Yes, there was a "significant" fall in the trend between two 42-month periods, but so what? Looking at the trend in figure 1, it seems to have been falling more steeply before the legislation than after. It doesn't help having only 5-point moving averages, when there is clearly a huge seasonal (winter/summer) effect going on - 13-month moving averages would have been more useful.

I do take your point about the large drop immediately after the introduction of the legislation, but it follows an apparently out-of-trend increase over the preceding period. The end result is that, over the whole 7 years the trend seems remarkable consistent, and any abrupt changes are merely down to whatever was going on in late 2004/early 2005. I would have been happier if they had shown the prevailing trend for a longer period before the legislation too, at least to see whether the prevailing trend was a long-term one.
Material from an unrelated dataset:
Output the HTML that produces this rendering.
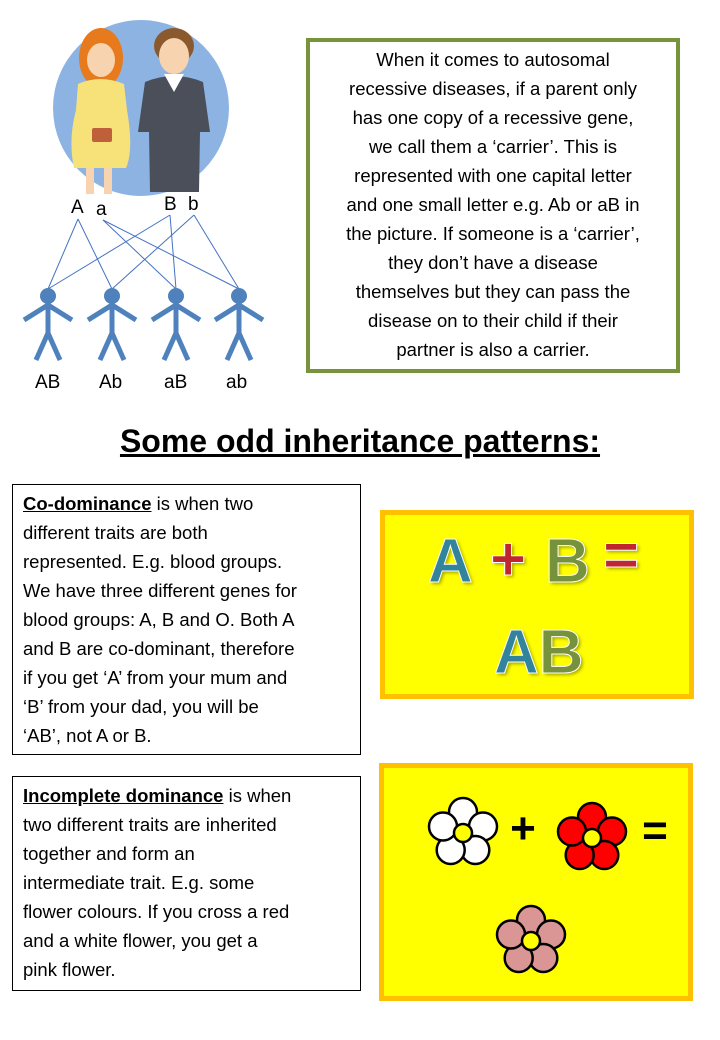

If it was, then nothing appears to have changed. If it wasn't, then where is the analysis of potential confounders (ie other possible reasons for the change)? There isn't one.

I am also quite deeply unhappy that they have used a 'fudge factor' of value 1 as a proxy for 'measuring' the existence of the legislation. This trick has recently been used by Glantz and copied by one of the UK anti-tobacco wimmin (I can't remember which one - Bauld, I think). All they are really doing is setting the value of 1 for any period after a specific date - it is no way a measurement of the efect of the legislation per se and, as such, cannot be used to prove any relationship, other than coincidence over time, which, as I suggested before, looks like it was happening anyway.

All in all, I see no methodological difference between this study and the Pell/Glantz/Gilmore garbage. Both groups can claim to have achieved statistically significant results, but that is not surprising - there is always a mathematical comparison technique somewhere that will show significance. It just needs to be searched for in the software packages used by these people.

Anyway, why should this be seen as any different to the 'miracle' studies? "Study proves that state legislation is effective" is hardly a rallying cry to admire, and equally applies to both types of study.

In my (low) opinion, economists are one of the three categories who should not be allowed anywhere near statistical methodologies - the others being epidemiologists and climate scientists (sic). They are all charlatans, and, equally, are usually wrong.